Tighter Rules on Politicians' Business Disclosures

Full Title:
The Members' Conflict of InterestConway, Meara Amendment Act

Summary#

This bill amends Saskatchewan’s Members’ Conflict of Interest Act. It adds a definition of “apparent conflict of interest” and expands what MLAs must disclose about business interests. The goal appears to be greater transparency and public trust in how MLAs do their work.

  • Main change: defines an “apparent conflict of interest” as a situation where a well‑informed person could reasonably think an MLA’s official actions were affected by the MLA’s private interest.
  • Disclosure: requires MLAs to provide a detailed description of any business owned through a private company or holding company they control, or that their family controls, and to list both the legal name and the operating (trade) name of the business.
  • Who is affected: MLAs, their families (for disclosure of controlled companies), and the office that oversees conflict-of-interest filings.
  • Timing: starts when the bill receives Royal Assent.
  • What is unclear: the bill does not explain how the new “apparent conflict” definition will be applied in investigations, advice, or penalties under the Act.

What it means for you#

  • MLAs

    • You must include more detail in your conflict-of-interest filings about businesses owned through private or holding companies you control or your family controls, including both legal and operating (public/trade) names.
    • You may need to consider not only actual conflicts, but also the appearance of conflict, when carrying out your duties.
    • You may need to gather more information from any companies you or your family control to complete filings.
  • Families of MLAs

    • If you control a private or holding company connected to the MLA, details about businesses owned through that company will be included in the MLA’s disclosure.
    • This could reduce privacy around business interests linked to family-controlled companies.
  • Public and media

    • Public disclosures should be clearer, making it easier to identify links between MLAs and businesses, including where a business uses a different operating name than its legal name.
  • Conflict of Interest Commissioner/Legislative Assembly administration

    • You would likely receive, review, and publish more detailed information and may be asked to consider the “apparent conflict” standard when giving advice or assessing situations.

Expenses#

The bill may increase administrative costs, but no estimate is available.

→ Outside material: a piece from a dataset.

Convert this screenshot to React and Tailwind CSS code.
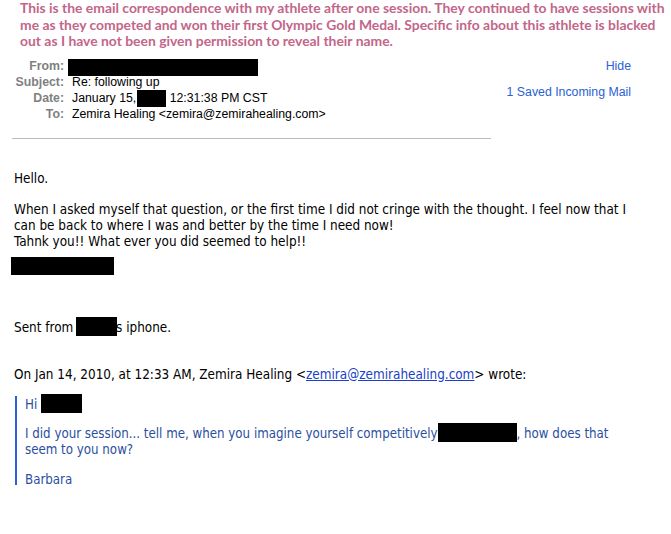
import React from "react";

const Box = ({ className }) => <span className={`inline-block bg-black align-middle ${className}`} />;

export default function App() {
  const rows = [
    { label: "From:", value: <Box className="w-[190px] h-[17px] -ml-[4px]" /> },
    { label: "Subject:", value: "Re: following up" },
    {
      label: "Date:",
      value: (
        <span>
          January 15,<Box className="w-[29px] h-[17px] ml-[1px] -mt-[2px]" />&nbsp;12:31:38 PM CST
        </span>
      ),
    },
    { label: "To:", value: "Zemira Healing <zemira@zemirahealing.com>" },
  ];

  return (
    <div className="w-[671px] h-[534px] bg-white overflow-hidden relative">
      <div className="pl-[20px] text-[13.9px] leading-[16.5px] font-bold text-[#c2668a] font-['Lato',sans-serif] whitespace-nowrap">
        This is the email correspondence with my athlete after one session. They continued to have sessions with
        <br />
        me as they competed and won their first Olympic Gold Medal. Specific info about this athlete is blacked
        <br />
        out as I have not been given permission to reveal their name.
      </div>

      <div className="flex mt-[9px] pr-[40px] font-['Liberation_Sans',sans-serif] text-[12.3px]">
        <div className="flex-1">
          {rows.map((r) => (
            <div key={r.label} className="flex h-[16px] items-center">
              <span className="w-[64px] text-right font-bold text-[#7f7f7f]">{r.label}</span>
              <span className="ml-[8px] text-black whitespace-nowrap">{r.value}</span>
            </div>
          ))}
        </div>
        <div className="flex flex-col items-end text-[#2a62d4] -mt-[2px]">
          <span className="h-[16px]">Hide</span>
          <span className="mt-[10px]">1 Saved Incoming Mail</span>
        </div>
      </div>

      <div className="mx-[12px] mt-[15px] w-[479px] h-px bg-[#bbbbbb]" />

      <div className="px-[14px] pt-[32px] font-['DejaVu_Sans_Condensed','DejaVu_Sans',sans-serif] text-[13.4px] leading-[16px] text-black whitespace-nowrap">
        <p>Hello.</p>
        <p className="mt-[15px]">
          When I asked myself that question, or the first time I did not cringe with the thought. I feel now that I
          <br />
          can be back to where I was and better by the time I need now!
          <br />
          Tahnk you!! What ever you did seemed to help!!
        </p>
        <Box className="block -ml-[3px] mt-[7px] w-[103px] h-[18px]" />
        <p className="mt-[45px]">
          Sent from <Box className="w-[41px] h-[19px] -ml-[1px] -mt-[3px]" />
          <span className="-ml-[1px]">s iphone.</span>
        </p>
        <p className="mt-[31px]">
          On Jan 14, 2010, at 12:33 AM, Zemira Healing &lt;
          <span className="text-[#1a3fc8] underline">zemira@zemirahealing.com</span>&gt; wrote:
        </p>
        <div className="mt-[13px] ml-[1px] border-l-2 border-[#2a62d4] pl-[8px] text-[#2b4fa0] text-[13.2px]">
          <p className="pt-[1px]">
            Hi <Box className="w-[41px] h-[19px] -mt-[3px]" />
          </p>
          <p className="mt-[13px]">
            I did your session... tell me, when you imagine yourself competitively
            <Box className="w-[79px] h-[19px] -mt-[3px]" />, how does that
            <br />
            seem to you now?
          </p>
          <p className="mt-[14px] h-[13px]">Barbara</p>
        </div>
      </div>
    </div>
  );
}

  • Could add workload for the Conflict of Interest Commissioner’s office to collect, review, and publish more detailed disclosures.
  • May increase compliance time for MLAs (and affected family members) to compile detailed business information.
  • The bill does not create new fees or fines in the text provided.

Proponents' View#

  • The bill appears intended to improve transparency by requiring clearer disclosure of business interests held through private or holding companies, including operating (trade) names that the public recognizes.
  • Recognizing “apparent conflicts” could help protect public trust by addressing situations that look improper even if no actual conflict is proven.
  • A clear definition of “apparent conflict” may help MLAs and the Commissioner assess risk and take preventive steps (such as seeking advice or avoiding certain decisions).
  • More complete disclosures could make it easier for the public to understand potential overlaps between an MLA’s duties and private interests.

Opponents' View#

  • The “apparent conflict” standard is subjective and may be open to differing interpretations; the bill does not explain how it affects findings, penalties, or recusal rules under the Act.
  • This could lead to more complaints or inquiries based on perceptions, increasing time and resource demands on MLAs and the Commissioner’s office.
  • Requiring detailed disclosure of businesses owned through family-controlled companies may raise privacy concerns for family members and related businesses.
  • Compliance could be complex for MLAs with layered corporate structures or multiple operating names.
  • The amendment does not specify what counts as a “detailed description” or clarify in this text how “controlled by” and “family” are defined (these may be defined elsewhere in the Act).